Think of what this means applied to a road. With some smart software, you should be able to discern potholes, ice, bad shoulders, debris, rocks, pavement changes, etc before you get to them, and take corrective action in advance (maneuvering, reducing speed, etc), even when visibility is bad or the changes are subtle. Every type of road defect should have its own characteristic radar reflection. Even if there's a defect in how the road lines are painted that might possibly lead a less capable driver assist to drive off the road, the fact that you have a characteristic "pavement vs. not pavement" radar signature should allow your software to avoid that defect.

I imagine the radar they're using currently is locked into a single band. But even that could potentially be useful information. And there's always potential for more capable radars in the future. This sort of "information from senses that we don't have" gives autonomous vehicles the potential in the future to compensate for their lack of human-level reasoning skills.

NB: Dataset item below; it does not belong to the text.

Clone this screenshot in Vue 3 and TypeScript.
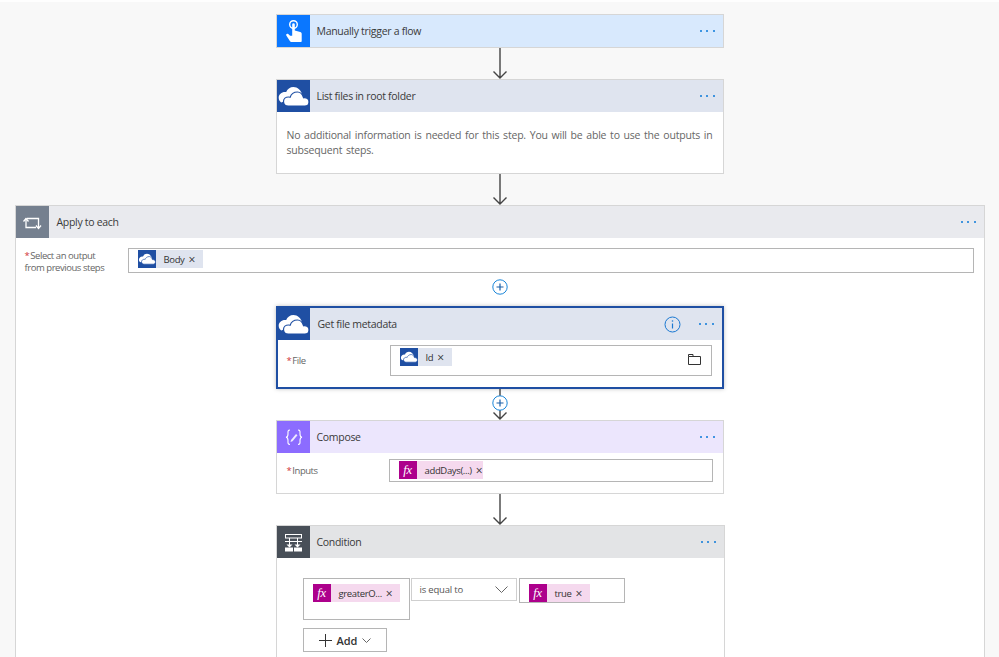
<script setup lang="ts">
const dots = [1, 2, 3]
</script>

<template>
  <div class="page">
    <svg class="defs" width="0" height="0">
      <symbol id="cloud" viewBox="0 0 33 33">
        <path d="M16.500 7c-3.400 0-6.300 2-7.300 5-.4-.1-.8-.1-1.200-.1-3.600 0-6.300 2.500-6.300 5.800 0 2 1 3.700 2.500 4.800l13.500-5 7.500-3c-1-4-4.700-7.500-8.700-7.500z" fill="#fff" />
        <path d="M20.500 12c-3.600 0-6.500 2.300-7.400 5.300-.5-.2-1-.3-1.600-.3-2.800 0-5 2-5 4.500 0 2.700 2 4.500 4.700 4.500h16.600c2.600 0 4.200-1.900 4.200-4.100 0-2.500-1.900-4.300-4.700-4.300-.3 0-.6 0-.8.1-1-3.300-3.100-5.700-6-5.700z" fill="#fff" stroke="currentColor" stroke-width="1.200" />
      </symbol>
    </svg>

    <section class="card trigger short">
      <header class="head">
        <span class="icon">
          <svg viewBox="0 0 33 33" width="33" height="33">
            <circle cx="16.500" cy="9.500" r="3.800" fill="none" stroke="#fff" stroke-width="1.400" />
            <path d="M15.200 9.500a1.300 1.300 0 0 1 2.600 0v6l5.400 1.500c1 .3 1.500 1 1.500 2V26c0 .6-.4 1-1 1h-9.500c-.4 0-.7-.2-1-.5l-3.900-6c-.6-1.100.8-2.300 1.900-1.400l1.900 1.600 2.100 0z" fill="#fff" />
          </svg>
        </span>
        <span class="title">Manually trigger a flow</span>
        <span class="dots"><i v-for="d in dots" :key="d"></i></span>
      </header>
    </section>

    <div class="link">
      <svg width="16" height="31" viewBox="0 0 16 31"><path d="M8 0v30M1.500 23.500 8 30l6.500-6.500" fill="none" stroke="#444" stroke-width="1.400" /></svg>
    </div>

    <section class="card onedrive">
      <header class="head">
        <span class="icon"><svg width="33" height="33"><use href="#cloud" /></svg></span>
        <span class="title">List files in root folder</span>
        <span class="dots"><i v-for="d in dots" :key="d"></i></span>
      </header>
      <p class="note">No additional information is needed for this step. You will be able to use the outputs in subsequent steps.</p>
    </section>

    <div class="link">
      <svg width="16" height="31" viewBox="0 0 16 31"><path d="M8 0v30M1.500 23.500 8 30l6.500-6.500" fill="none" stroke="#444" stroke-width="1.400" /></svg>
    </div>

    <section class="card loop">
      <header class="head">
        <span class="icon">
          <svg viewBox="0 0 33 33" width="33" height="33">
            <path d="M10 12.500V21.500H20M11 12.500H22.500V22" fill="none" stroke="#fff" stroke-width="1.300" />
            <path d="M7.500 15.500 10 12.500l2.500 3M20 19.500l2.500 3 2.500-3" fill="none" stroke="#fff" stroke-width="1.300" />
          </svg>
        </span>
        <span class="title">Apply to each</span>
        <span class="dots"><i v-for="d in dots" :key="d"></i></span>
      </header>

      <div class="row">
        <label class="lab"><b>*</b>Select an output<br />from previous steps</label>
        <div class="field body-field">
          <span class="chip blue">
            <span class="chip-icon"><svg width="18" height="18" viewBox="0 0 33 33"><use href="#cloud" /></svg></span>
            <span class="chip-text">Body</span><span class="x">×</span>
          </span>
        </div>
      </div>

      <div class="plus first">
        <svg width="16" height="16" viewBox="0 0 16 16"><circle cx="8" cy="8" r="7.200" fill="#fff" stroke="#1a86d9" /><path d="M8 4.500v7M4.500 8h7" stroke="#1a5fa8" stroke-width="1.200" /></svg>
      </div>

      <section class="card onedrive selected">
        <header class="head">
          <span class="icon"><svg width="33" height="33"><use href="#cloud" /></svg></span>
          <span class="title">Get file metadata</span>
          <svg class="info" width="17" height="17" viewBox="0 0 17 17"><circle cx="8.500" cy="8.500" r="7.500" fill="none" stroke="#1a78d2" stroke-width="1" /><path d="M8.500 7.500v5" stroke="#1a78d2" stroke-width="1.200" /><circle cx="8.500" cy="5" r=".8" fill="#1a78d2" /></svg>
          <span class="dots"><i v-for="d in dots" :key="d"></i></span>
        </header>
        <div class="row">
          <label class="lab"><b>*</b>File</label>
          <div class="field file-field">
            <span class="chip blue">
              <span class="chip-icon"><svg width="18" height="18" viewBox="0 0 33 33"><use href="#cloud" /></svg></span>
              <span class="chip-text">Id</span><span class="x">×</span>
            </span>
            <svg class="folder" width="13" height="11" viewBox="0 0 13 11"><path d="M.5 2.500h12v8H.5zM.5 2.500V.5h4.500v2" fill="none" stroke="#333" /></svg>
          </div>
        </div>
      </section>

      <div class="link with-plus">
        <svg width="16" height="31" viewBox="0 0 16 31"><path d="M8 0v30M1.500 23.500 8 30l6.500-6.500" fill="none" stroke="#444" stroke-width="1.400" /></svg>
        <svg class="mid-plus" width="16" height="16" viewBox="0 0 16 16"><circle cx="8" cy="8" r="7.200" fill="#fff" stroke="#1a86d9" /><path d="M8 4.500v7M4.500 8h7" stroke="#1a5fa8" stroke-width="1.200" /></svg>
      </div>

      <section class="card compose">
        <header class="head">
          <span class="icon">
            <svg viewBox="0 0 33 33" width="33" height="33">
              <g transform="translate(.5 -.5)">
                <path d="M12.500 9.500c-2.500 0-2 2-2 4s-.3 3-2 3.200c1.700.2 2 1.200 2 3.200s-.5 4 2 4M20.500 9.500c2.500 0 2 2 2 4s.3 3 2 3.200c-1.700.2-2 1.200-2 3.200s.5 4-2 4" fill="none" stroke="#fff" stroke-width="1.100" />
                <path d="M13.500 19.500l5-6 1.500 1.300-5 6-2 .7z" fill="#fff" opacity=".85" />
              </g>
            </svg>
          </span>
          <span class="title">Compose</span>
          <span class="dots"><i v-for="d in dots" :key="d"></i></span>
        </header>
        <div class="row">
          <label class="lab"><b>*</b>Inputs</label>
          <div class="field inputs-field">
            <span class="chip pink">
              <span class="chip-icon fx">fx</span>
              <span class="chip-text">addDays(...)</span><span class="x tight">×</span>
            </span>
          </div>
        </div>
      </section>

      <div class="link">
        <svg width="16" height="31" viewBox="0 0 16 31"><path d="M8 0v30M1.500 23.500 8 30l6.500-6.500" fill="none" stroke="#444" stroke-width="1.400" /></svg>
      </div>

      <section class="card condition">
        <header class="head">
          <span class="icon">
            <svg viewBox="0 0 33 33" width="33" height="33">
              <rect x="8.500" y="8.500" width="16" height="3.500" fill="none" stroke="#fff" />
              <path d="M12.500 12v7M20.500 12v7M8 15.500h17" fill="none" stroke="#fff" />
              <path d="M9.500 18.500h6l-3 3zM17.500 18.500h6l-3 3z" fill="#fff" />
              <rect x="8" y="21.500" width="8" height="4" fill="#fff" />
              <rect x="17" y="21.500" width="8" height="4" fill="#fff" />
            </svg>
          </span>
          <span class="title">Condition</span>
          <span class="dots"><i v-for="d in dots" :key="d"></i></span>
        </header>
        <div class="rule">
          <div class="cell tall">
            <span class="chip pink">
              <span class="chip-icon fx">fx</span>
              <span class="chip-text">greaterO...</span><span class="x">×</span>
            </span>
          </div>
          <div class="select">
            <span>is equal to</span>
            <svg width="13" height="7" viewBox="0 0 13 7"><path d="M.5.500l6 6 6-6" fill="none" stroke="#666" /></svg>
          </div>
          <div class="cell">
            <span class="chip pink">
              <span class="chip-icon fx">fx</span>
              <span class="chip-text">true</span><span class="x">×</span>
            </span>
          </div>
        </div>
        <button class="add" type="button">
          <svg width="13" height="13" viewBox="0 0 13 13"><path d="M6.500 0v13M0 6.500h13" stroke="#333" /></svg>
          <span>Add</span>
          <svg width="9" height="5" viewBox="0 0 9 5"><path d="M.5.500l4 4 4-4" fill="none" stroke="#666" /></svg>
        </button>
      </section>
    </section>
  </div>
</template>

<style>
html,
body {
  margin: 0;
  overflow: hidden;
}
</style>

<style scoped>
.page {
  box-sizing: border-box;
  width: 999px;
  height: 657px;
  overflow: hidden;
  padding-top: 12px;
  border-top: 2px solid #fefefe;
  background: #f8f8f8;
  display: flex;
  flex-direction: column;
  align-items: center;
  font-family: "Open Sans", "Liberation Sans", sans-serif;
  color: #333;
}
.defs {
  position: absolute;
}
.card {
  box-sizing: border-box;
  flex: none;
  width: 448px;
  background: #fff;
  border: 1px solid #d6d6d6;
}
.head {
  display: flex;
  align-items: center;
  height: 32px;
}
.icon {
  flex: none;
  width: 33px;
  height: 32px;
  color: #1f4fa3;
  overflow: hidden;
}
.icon svg {
  display: block;
}
.title {
  flex: 1;
  margin-left: 7px;
  font-size: 10.500px;
  letter-spacing: -0.3px;
  color: #3a3a3a;
}
.loop > .head .title,
.selected .title {
  margin-left: 8px;
}
.info {
  flex: none;
  margin-right: 18px;
}
.dots {
  display: flex;
  gap: 4.300px;
  margin-right: 8px;
}
.dots i {
  width: 2px;
  height: 2px;
  border-radius: 50%;
  background: #0a78d8;
}
.trigger .head {
  background: #d8e9fd;
}
.trigger .icon {
  background: #0a77ff;
}
.onedrive .head {
  background: #dfe4ef;
}
.onedrive .icon {
  background: #1f4fa3;
}
.note {
  margin: 0;
  padding: 16px 10px 0;
  height: 61px;
  box-sizing: border-box;
  font-size: 10.500px;
  line-height: 14.500px;
  letter-spacing: -0.2px;
  word-spacing: 1.200px;
  text-align: justify;
  color: #666;
}
.loop {
  width: 970px;
  flex: none;
  display: flex;
  flex-direction: column;
  align-items: center;
}
.loop > .head {
  align-self: stretch;
  background: #e9eaee;
}
.loop > .head .icon {
  background: #75808f;
}
.row {
  align-self: stretch;
  display: flex;
  padding: 10px 10px 0 9px;
}
.lab {
  flex: 0 0 103px;
  font-size: 9.500px;
  line-height: 11.500px;
  letter-spacing: -0.45px;
  color: #666;
  padding-top: 2px;
}
.lab b {
  color: #d13438;
  font-weight: 400;
  margin-right: 1px;
}
.field {
  flex: 1;
  box-sizing: border-box;
  display: flex;
  align-items: flex-start;
  border: 1px solid #b5b5b5;
  background: #fff;
  padding: 1px 9px;
}
.body-field {
  height: 25px;
}
.chip {
  display: inline-flex;
  align-items: center;
  height: 18px;
  font-size: 9.500px;
  letter-spacing: -0.35px;
  color: #333;
}
.chip.blue {
  background: #dfe4ef;
}
.chip.pink {
  background: #f5d9ee;
}
.chip-icon {
  flex: none;
  width: 18px;
  height: 18px;
  background: #1f4fa3;
  color: #1f4fa3;
}
.chip-icon svg {
  display: block;
}
.chip-icon.fx {
  background: #ad008c;
  color: #fff;
  font: italic 12.500px/18px "Liberation Serif", serif;
  text-align: center;
}
.chip-text {
  margin-left: 8px;
}
.x {
  margin: 1px 8px 0 4px;
  font-size: 12px;
  line-height: 1;
}
.x.tight {
  margin-right: 1px;
}
.plus {
  flex: none;
  height: 16px;
  margin: 6px 0 11px;
}
.plus svg,
.link svg {
  display: block;
}
.selected {
  border: 2px solid #1f4fa3;
  box-shadow: 0 0 4px rgba(0, 0, 0, 0.25);
  height: 83px;
}
.selected .icon {
  height: 32px;
  margin-left: -1px;
}
.selected .row {
  padding: 5px 10px 0 9px;
}
.selected .lab,
.compose .lab {
  align-self: center;
  padding-top: 0;
}
.file-field {
  height: 31px;
  padding-top: 2px;
  position: relative;
}
.folder {
  position: absolute;
  right: 10px;
  top: 8px;
}
.link {
  flex: none;
  position: relative;
  height: 31px;
}
.mid-plus {
  position: absolute;
  left: 0;
  top: 6px;
}
.compose .head {
  background: #ece6fd;
}
.compose .icon {
  background: #8c6cff;
}
.compose {
  height: 74px;
}
.compose .row {
  padding: 6px 10px 0 10px;
}
.compose .lab {
  flex-basis: 102px;
}
.inputs-field {
  height: 23px;
}
.condition {
  width: 449px;
  margin-left: 1px;
  flex: none;
  padding-bottom: 40px;
}
.condition .head {
  background: #e3e4e6;
}
.condition .icon {
  background: #484f58;
}
.rule {
  display: flex;
  align-items: flex-start;
  gap: 1px;
  padding: 20px 0 0 26px;
}
.cell {
  box-sizing: border-box;
  width: 106px;
  height: 25px;
  margin-left: 1px;
  border: 1px solid #b5b5b5;
  background: #fff;
  padding: 1px 9px;
}
.cell.tall {
  width: 107px;
  height: 42px;
  margin-left: 0;
}
.select {
  box-sizing: border-box;
  width: 106px;
  height: 23px;
  display: flex;
  align-items: center;
  justify-content: space-between;
  border: 1px solid #cfcfcf;
  padding: 0 8px;
  font-size: 9.500px;
  letter-spacing: -0.2px;
  color: #555;
}
.add {
  box-sizing: border-box;
  display: flex;
  align-items: center;
  gap: 5px;
  width: 84px;
  height: 24px;
  margin: 8px 0 0 26px;
  padding: 0 0 0 15px;
  background: #fff;
  border: 1px solid #b5b5b5;
  font-family: inherit;
  font-size: 11px;
  font-weight: 600;
  color: #333;
}
</style>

Another example of how "information beyond our senses" can mitigate problems is the case of flooding. You don't want your car stopping on the freeway due to a puddle, but you also don't want it just driving into deep water and drowning your car (and potentially killing you). We as humans assess water depth by a lot of complicated reasoning which just isn't going to be easy to teach an AI. But, an AI can potentially get a leg up by other means: namely, historic driving data. If you build up a detailed profile of all the roads your fleet has driven on in the past - including heights - then you don't need to assess water depth, only height. Wherever the water reaches, you know how much the road drops down ahead of you (unless nobody's driven it before, wherein excess caution is due!), and thus how deep the water will get.

Current systems are a lot more primitive than this. And these sort of changes take time. So while I'm not much of an AP/FSD optimist in the short term, I do think there's a lot of potential in the longer term.